Dataset entries
----------------------------------------
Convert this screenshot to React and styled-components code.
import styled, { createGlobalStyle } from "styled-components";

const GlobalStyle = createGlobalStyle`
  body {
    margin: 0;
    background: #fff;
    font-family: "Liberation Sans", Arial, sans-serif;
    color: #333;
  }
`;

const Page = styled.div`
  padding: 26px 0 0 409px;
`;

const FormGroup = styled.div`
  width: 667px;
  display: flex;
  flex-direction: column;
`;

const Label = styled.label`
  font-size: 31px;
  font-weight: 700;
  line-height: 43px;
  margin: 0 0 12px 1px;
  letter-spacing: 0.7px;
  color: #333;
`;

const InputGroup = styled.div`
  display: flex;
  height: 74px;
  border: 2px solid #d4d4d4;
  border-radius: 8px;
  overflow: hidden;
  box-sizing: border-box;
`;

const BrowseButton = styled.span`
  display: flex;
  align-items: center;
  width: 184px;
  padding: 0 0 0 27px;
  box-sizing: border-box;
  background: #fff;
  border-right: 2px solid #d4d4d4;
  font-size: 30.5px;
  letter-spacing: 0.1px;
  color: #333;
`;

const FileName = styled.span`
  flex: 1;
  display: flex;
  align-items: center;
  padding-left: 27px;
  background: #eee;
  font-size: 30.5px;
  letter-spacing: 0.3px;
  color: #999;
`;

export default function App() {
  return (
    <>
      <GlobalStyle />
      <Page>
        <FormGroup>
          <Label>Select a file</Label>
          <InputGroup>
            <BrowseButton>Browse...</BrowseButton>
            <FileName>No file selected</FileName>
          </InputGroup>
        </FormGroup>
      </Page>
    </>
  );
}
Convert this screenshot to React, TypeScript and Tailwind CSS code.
----------------------------------------
SET PROBLEM:
Note each line of the entries that has "components" in it, and copy those lines.

FULL OUTPUT:
Convert this screenshot to React and styled-components code.
import styled, { createGlobalStyle } from "styled-components";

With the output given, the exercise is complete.